** begin Recorded data **

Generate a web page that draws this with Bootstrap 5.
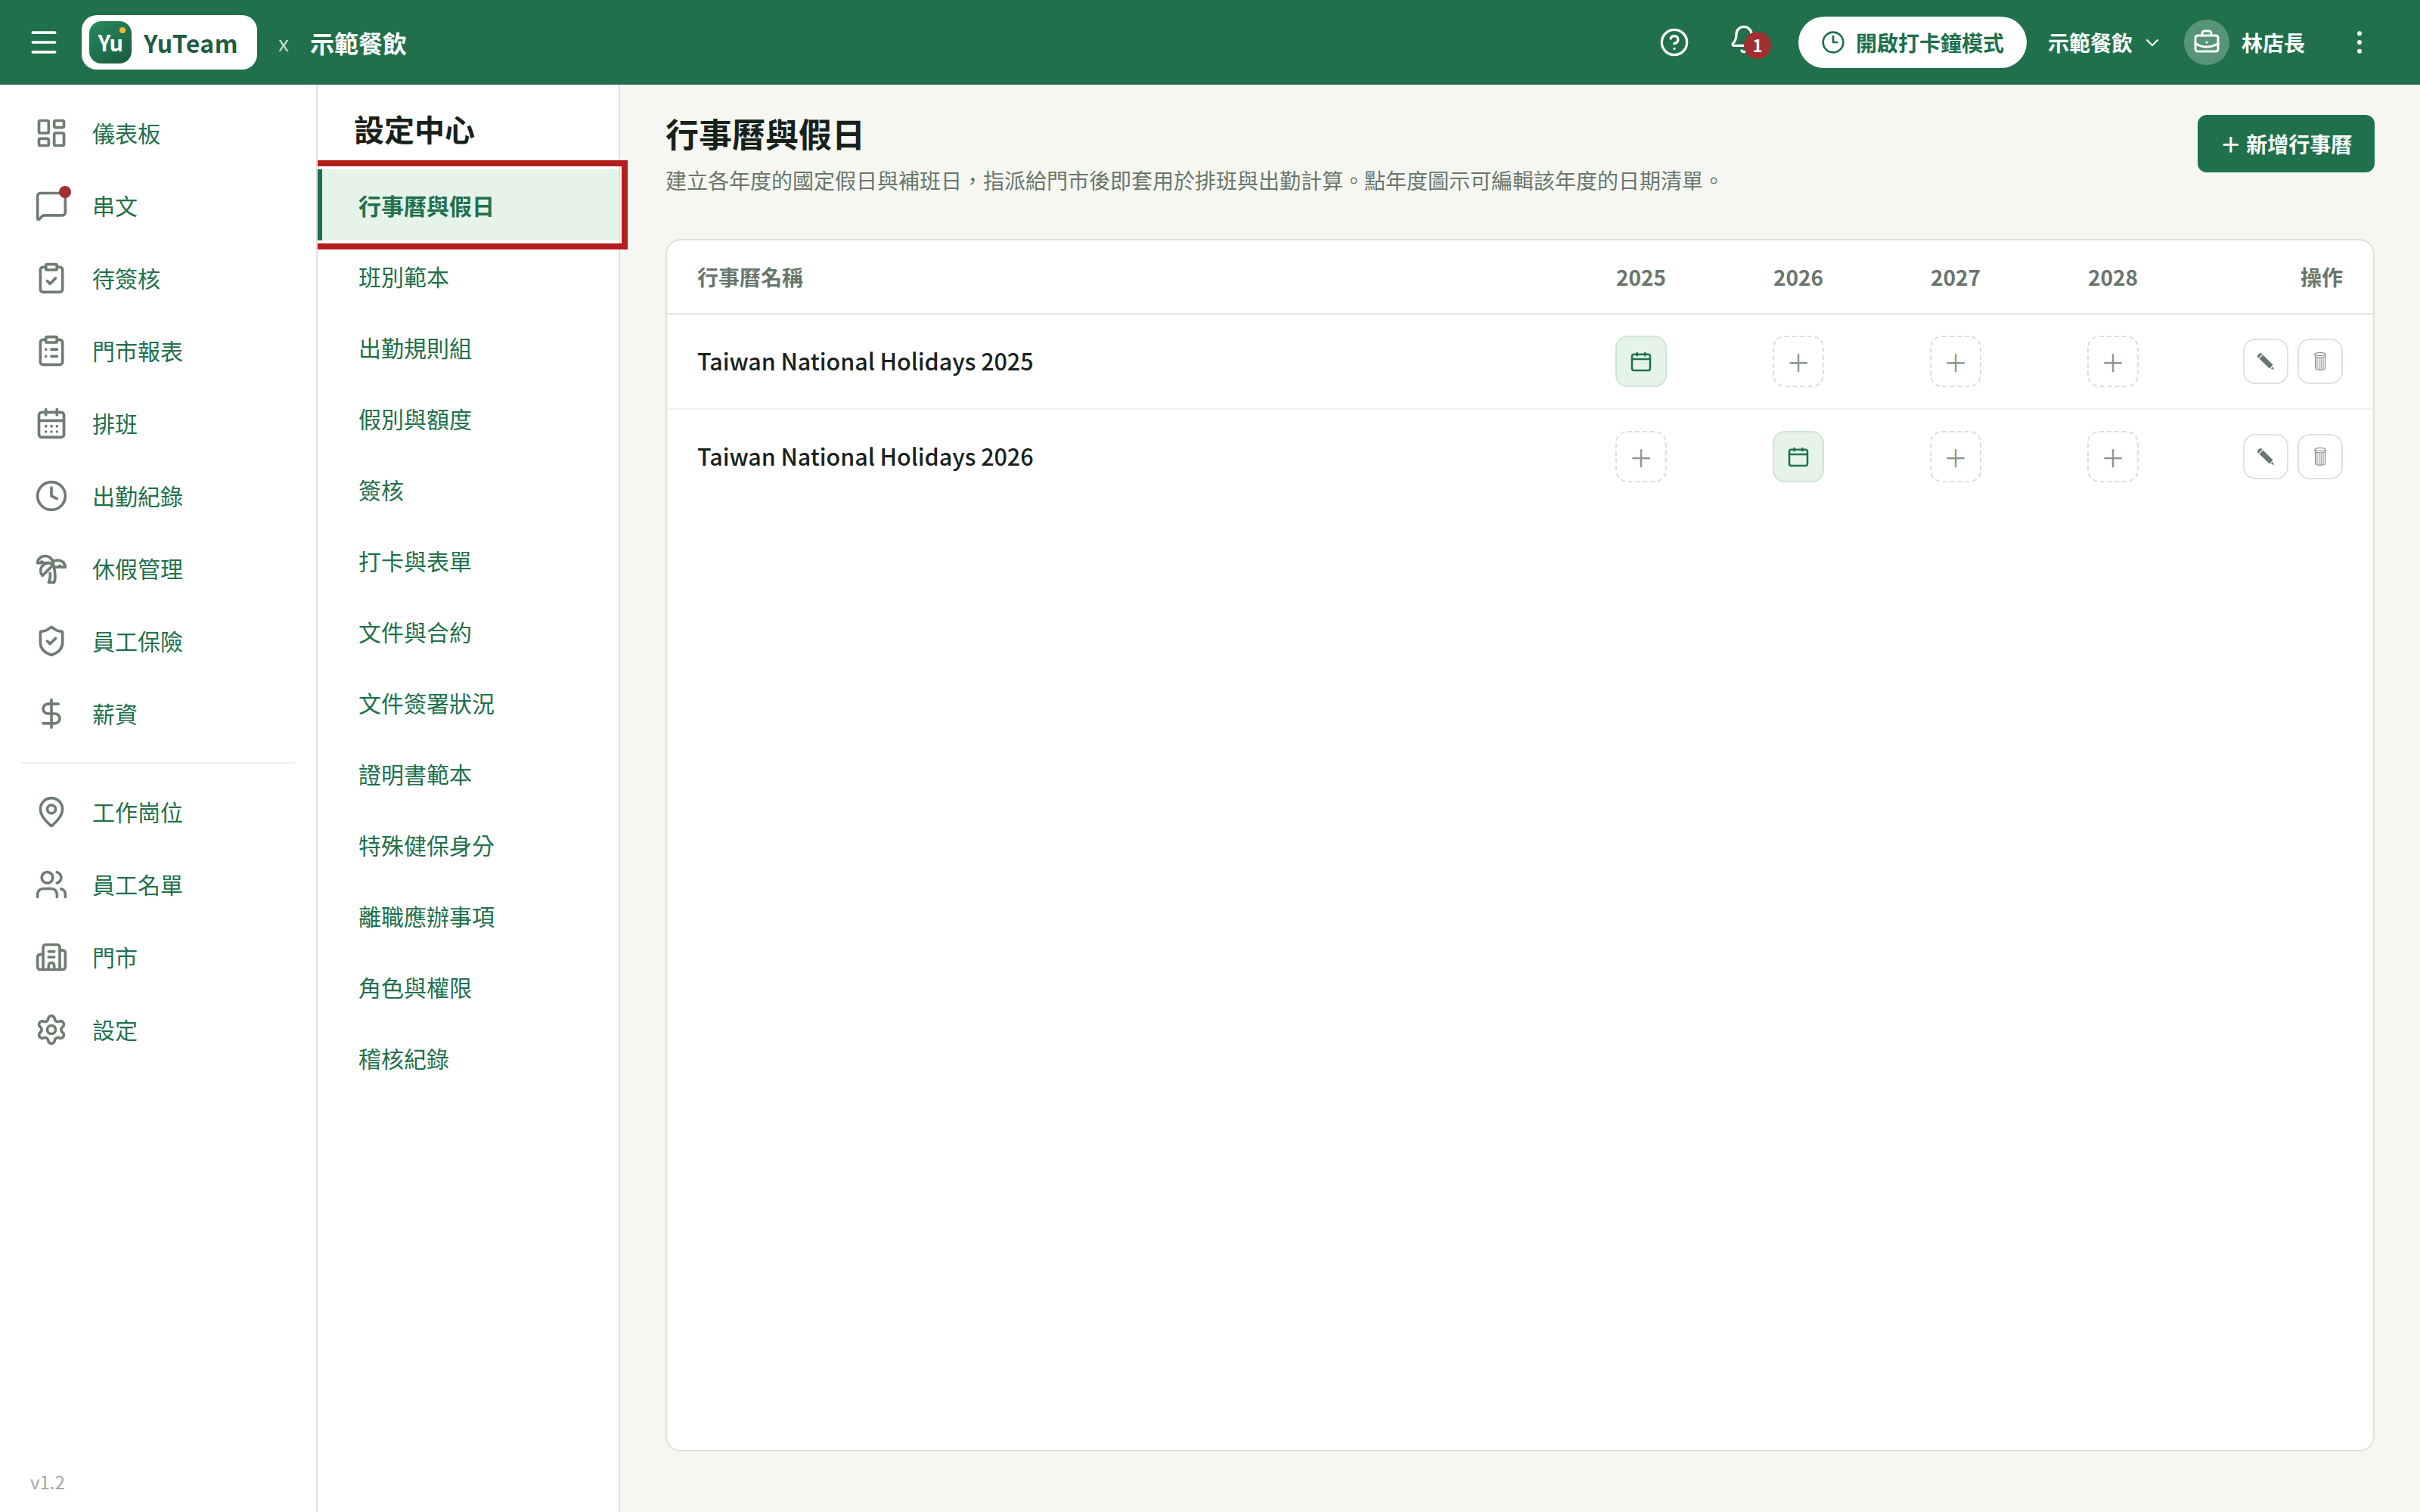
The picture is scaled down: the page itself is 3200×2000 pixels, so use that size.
<!DOCTYPE html>
<html lang="zh-Hant">
<head>
<meta charset="utf-8">
<title>行事曆與假日 - YuTeam</title>
<meta name="viewport" content="width=device-width, initial-scale=1">
<link rel="stylesheet" href="https://cdn.jsdelivr.net/npm/bootstrap@5.3.0/dist/css/bootstrap.min.css">
<style>
:root{--brand:#20704c;--ink:#17211b;--muted:#69766c;--line:#dce4da;--soft:#e6f3ea}
html{font-size:32px}
body{font-family:"Noto Sans CJK TC","Noto Sans",sans-serif;font-size:30px;line-height:1.5;color:var(--ink);background:#f6f7f2;height:2000px;overflow:hidden}
svg.ico{fill:none;stroke:currentColor;stroke-width:2;stroke-linecap:round;stroke-linejoin:round;width:44px;height:44px;flex:none;display:block}
.topbar{height:112px;background:var(--brand);color:#fff;padding:0 60px 0 36px;flex:none}
.brandbox{height:72px;width:232px;background:#fff;border-radius:20px;margin-left:28px;padding-left:10px}
.brandmark{width:56px;height:56px;border-radius:16px;background:linear-gradient(145deg,#268a5f,#1b5a3c);font-size:29px;font-weight:700;letter-spacing:-.5px}
.branddot{position:absolute;width:8px;height:8px;border-radius:50%;background:#f2b940;right:8px;top:8px}
.brandname{color:#1b5e41;font-weight:700;font-size:32px;letter-spacing:.5px;margin-left:16px}
.times{margin-left:28px;font-size:28px;color:#c7dbd1}
.tenant{margin-left:28px;font-size:32px}
.clockbtn{height:68px;width:302px;gap:14px;background:#fff;color:var(--brand);border-radius:34px;font-weight:700;font-size:28px}
.bell{margin:0 52px}
.bell .ico{margin-top:-8px}
.count{position:absolute;left:20px;top:2px;width:36px;height:36px;border-radius:50%;background:#a12f2f;font-size:22px;font-weight:700;line-height:35px;text-align:center}
.avatar{width:60px;height:60px;border-radius:50%;background:rgba(255,255,255,.25);margin:0 16px 0 30px}
.topbar b.user{font-size:28px}
.company{margin:0 14px 0 28px}
.more{margin-left:52px}
svg.s40{width:40px;height:40px}svg.s36{width:36px;height:36px}svg.s32{width:32px;height:32px}svg.s24{width:24px;height:24px}
.side{width:420px;border-right:2px solid var(--line);background:#fff;padding:16px 28px 0;flex:none}
.side a{height:96px;display:flex;align-items:center;gap:32px;padding:0 0 2px 18px;color:var(--brand);text-decoration:none}
.side .ico{color:#6f7c72;margin-top:2px}
.side hr{margin:16px 0;border:0;border-top:2px solid #eef0ee;opacity:1}
.ver{font-size:24px;line-height:36px;color:#a4aaa5;padding:0 0 22px 12px}
.reddot{position:absolute;width:16px;height:16px;border-radius:50%;background:#a12f2f;right:-4px;top:-2px}
.sub{width:400px;border-right:2px solid var(--line);background:#fff;flex:none}
.sub h2{font-size:40px;font-weight:700;line-height:60px;margin:28px 0 24px 48px}
.sub a{height:94px;display:flex;align-items:center;padding-left:54px;color:var(--brand);text-decoration:none}
.sub a.current{background:var(--soft);border-left:6px solid var(--brand);padding-left:48px;font-weight:700;outline:8px solid #b71c1c;outline-offset:4px;clip-path:inset(-12px -14px -12px 0);position:relative}
.page-main{padding:40px 60px 80px}
.page-main h1{font-size:44px;font-weight:700;line-height:52px;margin:-2px 0 0}
.desc{font-size:28px;line-height:42px;color:var(--muted);margin:15px 0 57px}
.addbtn{width:234px;height:76px;border-radius:12px;background:var(--brand);color:#fff;font-size:28px;font-weight:700;flex:none}
.panel{border:2px solid var(--line);border-radius:20px;background:#fff}
.line{display:grid;grid-template-columns:1fr 208px 208px 208px 208px 200px;align-items:center;padding:0 40px;height:126px;border-bottom:2px solid #eef0ee}
.line:last-child{border-color:transparent}
.line.top{height:98px;border-color:var(--line);color:var(--muted);font-size:28px;font-weight:700}
.calname{font-size:30.4px;font-weight:500}
.cellbox{width:68px;height:68px;border-radius:16px;border:2px dashed #dcdfd8;color:#8a938c;font-size:32px;font-weight:400}
.cellbox.on{border:2px solid #cde6d8;background:var(--soft);color:var(--brand)}
.cellbox.on .ico{stroke-width:1.9;stroke-linecap:butt}
.ops{gap:12px}
.opbtn{width:60px;height:60px;border-radius:16px;border:2px solid var(--line);color:var(--muted)}
</style>
<script src="https://cdn.jsdelivr.net/npm/bootstrap@5.3.0/dist/js/bootstrap.bundle.min.js"></script>
</head>
<body class="d-flex flex-column">
<header class="topbar d-flex align-items-center">
  <svg class="ico" viewBox="0 0 24 24"><path d="M4 5h16M4 12h16M4 19h16"/></svg>
  <div class="brandbox d-flex align-items-center">
    <div class="brandmark d-flex align-items-center justify-content-center position-relative">Yu<i class="branddot"></i></div>
    <span class="brandname">YuTeam</span>
  </div>
  <span class="times">x</span>
  <b class="tenant">示範餐飲</b>
  <div class="d-flex align-items-center ms-auto">
    <svg class="ico s40" viewBox="0 0 24 24"><circle cx="12" cy="12" r="10"/><path d="M9.09 9a3 3 0 0 1 5.83 1c0 2-3 3-3 3M12 17h.01"/></svg>
    <div class="bell position-relative"><svg class="ico s40" viewBox="0 0 24 24"><path d="M10.268 21a2 2 0 0 0 3.464 0M3.262 15.326A1 1 0 0 0 4 17h16a1 1 0 0 0 .74-1.673C19.41 13.956 18 12.499 18 8A6 6 0 0 0 6 8c0 4.499-1.411 5.956-2.738 7.326"/></svg><span class="count">1</span></div>
    <div class="clockbtn d-flex align-items-center justify-content-center"><svg class="ico s32" viewBox="0 0 24 24"><circle cx="12" cy="12" r="10"/><path d="M12 6v6h4"/></svg>開啟打卡鐘模式</div>
    <b class="user company">示範餐飲</b>
    <svg class="ico s24" viewBox="0 0 24 24"><path d="m5 9 7 7 7-7"/></svg>
    <div class="avatar d-flex align-items-center justify-content-center"><svg class="ico s36" viewBox="0 0 24 24"><path d="M12 12h.01M16 6V4a2 2 0 0 0-2-2h-4a2 2 0 0 0-2 2v2M22 13a18.15 18.15 0 0 1-20 0"/><rect width="20" height="14" x="2" y="6" rx="2"/></svg></div>
    <b class="user">林店長</b>
    <svg class="ico s40 more" viewBox="0 0 24 24"><g fill="currentColor" stroke-width="1.6"><circle cx="12" cy="5" r="1"/><circle cx="12" cy="12" r="1"/><circle cx="12" cy="19" r="1"/></g></svg>
  </div>
</header>
<div class="d-flex flex-grow-1">
<nav class="side d-flex flex-column">
  <a href="#"><svg class="ico" viewBox="0 0 24 24"><rect width="7" height="9" x="3" y="3" rx="1"/><rect width="7" height="5" x="14" y="3" rx="1"/><rect width="7" height="9" x="14" y="12" rx="1"/><rect width="7" height="5" x="3" y="16" rx="1"/></svg>儀表板</a>
  <a href="#"><span class="position-relative"><svg class="ico" viewBox="0 0 24 24"><path d="M22 17a2 2 0 0 1-2 2H6.828a2 2 0 0 0-1.414.586l-2.202 2.202A.71.71 0 0 1 2 21.286V5a2 2 0 0 1 2-2h16a2 2 0 0 1 2 2z"/></svg><i class="reddot"></i></span>串文</a>
  <a href="#"><svg class="ico" viewBox="0 0 24 24"><rect width="8" height="4" x="8" y="2" rx="1"/><path d="M16 4h2a2 2 0 0 1 2 2v14a2 2 0 0 1-2 2H6a2 2 0 0 1-2-2V6a2 2 0 0 1 2-2h2M9 14l2 2 4-4"/></svg>待簽核</a>
  <a href="#"><svg class="ico" viewBox="0 0 24 24"><rect width="8" height="4" x="8" y="2" rx="1"/><path d="M16 4h2a2 2 0 0 1 2 2v14a2 2 0 0 1-2 2H6a2 2 0 0 1-2-2V6a2 2 0 0 1 2-2h2M12 11h4M12 16h4M8 11h.01M8 16h.01"/></svg>門市報表</a>
  <a href="#"><svg class="ico" viewBox="0 0 24 24"><path d="M8 2v4M16 2v4M3 10h18M8 14h.01M12 14h.01M16 14h.01M8 18h.01M12 18h.01M16 18h.01"/><rect width="18" height="18" x="3" y="4" rx="2"/></svg>排班</a>
  <a href="#"><svg class="ico" viewBox="0 0 24 24"><circle cx="12" cy="12" r="10"/><path d="M12 6v6l4 2"/></svg>出勤紀錄</a>
  <a href="#"><svg class="ico" viewBox="0 0 24 24"><path d="M13 8c0-2.76-2.46-5-5.5-5S2 5.24 2 8h2l1-1 1 1h4"/><path d="M13 7.14A5.82 5.82 0 0 1 16.5 6c3.04 0 5.5 2.24 5.5 5h-3l-1-1-1 1h-3"/><path d="M5.89 9.71c-2.15 2.15-2.3 5.47-.35 7.43l4.24-4.25.7-.7.71-.71 2.12-2.12c-1.95-1.96-5.27-1.8-7.42.35"/><path d="M11 15.5c.5 2.5-.17 4.5-1 6.5h4c2-5.5-.5-12-1-14"/></svg>休假管理</a>
  <a href="#"><svg class="ico" viewBox="0 0 24 24"><path d="M20 13c0 5-3.5 7.5-7.66 8.95a1 1 0 0 1-.67-.01C7.5 20.5 4 18 4 13V6a1 1 0 0 1 1-1c2 0 4.5-1.2 6.24-2.72a1.17 1.17 0 0 1 1.52 0C14.51 3.81 17 5 19 5a1 1 0 0 1 1 1z"/><path d="m9 12 2 2 4-4"/></svg>員工保險</a>
  <a href="#"><svg class="ico" viewBox="0 0 24 24"><path d="M12 2v20M17 5H9.5a3.5 3.5 0 0 0 0 7h5a3.5 3.5 0 0 1 0 7H6"/></svg>薪資</a>
  <hr>
  <a href="#"><svg class="ico" viewBox="0 0 24 24"><path d="M20 10c0 4.993-5.539 10.193-7.399 11.799a1 1 0 0 1-1.202 0C9.539 20.193 4 14.993 4 10a8 8 0 0 1 16 0"/><circle cx="12" cy="10" r="3"/></svg>工作崗位</a>
  <a href="#"><svg class="ico" viewBox="0 0 24 24"><path d="M16 21v-2a4 4 0 0 0-4-4H6a4 4 0 0 0-4 4v2M16 3.128a4 4 0 0 1 0 7.744M22 21v-2a4 4 0 0 0-3-3.87"/><circle cx="9" cy="7" r="4"/></svg>員工名單</a>
  <a href="#"><svg class="ico" viewBox="0 0 24 24"><path d="M10 12h4M10 8h4M14 21v-3a2 2 0 0 0-4 0v3M6 10H4a2 2 0 0 0-2 2v7a2 2 0 0 0 2 2h16a2 2 0 0 0 2-2V9a2 2 0 0 0-2-2h-2M6 21V5a2 2 0 0 1 2-2h8a2 2 0 0 1 2 2v16"/></svg>門市</a>
  <a href="#"><svg class="ico" viewBox="0 0 24 24"><path d="M9.671 4.136a2.34 2.34 0 0 1 4.659 0 2.34 2.34 0 0 0 3.319 1.915 2.34 2.34 0 0 1 2.33 4.033 2.34 2.34 0 0 0 0 3.831 2.34 2.34 0 0 1-2.33 4.033 2.34 2.34 0 0 0-3.319 1.915 2.34 2.34 0 0 1-4.659 0 2.34 2.34 0 0 0-3.32-1.915 2.34 2.34 0 0 1-2.33-4.033 2.34 2.34 0 0 0 0-3.831A2.34 2.34 0 0 1 6.35 6.051a2.34 2.34 0 0 0 3.319-1.915"/><circle cx="12" cy="12" r="3"/></svg>設定</a>
  <span class="ver mt-auto">v1.2</span>
</nav>
<nav class="sub">
  <h2>設定中心</h2>
  <a class="current" href="#">行事曆與假日</a>
  <a href="#">班別範本</a><a href="#">出勤規則組</a><a href="#">假別與額度</a><a href="#">簽核</a><a href="#">打卡與表單</a><a href="#">文件與合約</a><a href="#">文件簽署狀況</a><a href="#">證明書範本</a><a href="#">特殊健保身分</a><a href="#">離職應辦事項</a><a href="#">角色與權限</a><a href="#">稽核紀錄</a>
</nav>
<main class="page-main flex-grow-1 d-flex flex-column">
  <div class="d-flex justify-content-between align-items-start">
    <div><h1>行事曆與假日</h1><p class="desc">建立各年度的國定假日與補班日，指派給門市後即套用於排班與出勤計算。點年度圖示可編輯該年度的日期清單。</p></div>
    <div class="addbtn d-flex align-items-center justify-content-center">＋ 新增行事曆</div>
  </div>
  <section class="panel flex-grow-1" id="panel">
    <div class="line top"><span>行事曆名稱</span><span class="text-center">2025</span><span class="text-center">2026</span><span class="text-center">2027</span><span class="text-center">2028</span><span class="text-end">操作</span></div>
  </section>
</main>
</div>
<script>
const cal='<div class="cellbox on mx-auto d-flex align-items-center justify-content-center"><svg class="ico s32" viewBox="0 0 24 24"><path d="M8 3v4M16 3v4M3 9.7h18"/><rect width="18" height="16" x="3" y="5" rx="2"/></svg></div>';
const add='<div class="cellbox mx-auto d-flex align-items-center justify-content-center">＋</div>';
const pen='<svg width="24" height="24" viewBox="0 0 24 24" fill="currentColor"><path d="M1 6.5C.5 3.5 3 .8 6.5 1.2L7.5 2.4 2.300 7.7zM8.500 3.500 21.500 16.500 17 21.500 3.500 8.600z"/><path d="M21.300 18.700 23 23.200 18.800 21.500z"/></svg>';
const bin='<svg width="18" height="26" viewBox="0 0 18 26" fill="none" stroke="currentColor" stroke-width="1"><ellipse cx="9" cy="3.500" rx="7" ry="2"/><path d="M2 3.500v2.500c0 2.700 14 2.700 14 0V3.500M2.500 7v15.500c0 2.300 13 2.300 13 0V7"/><path stroke="#9da8ae" stroke-width="1.300" d="M5 8.500v14.500M7.700 9v15M10.300 9v15M13 8.500v14.500"/></svg>';
[2025,2026].forEach(y=>{
  document.getElementById('panel').insertAdjacentHTML('beforeend','<div class="line"><span class="calname">Taiwan National Holidays '+y+'</span>'+[2025,2026,2027,2028].map(c=>c===y?cal:add).join('')+'<div class="ops d-flex justify-content-end"><span class="opbtn d-flex align-items-center justify-content-center">'+pen+'</span><span class="opbtn d-flex align-items-center justify-content-center">'+bin+'</span></div></div>');
});
</script>
</body>
</html>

** end Recorded data **

* Problem statement:
On how many lines does the word "page" appear? Answer with only the number.

* Answer to this problem:
5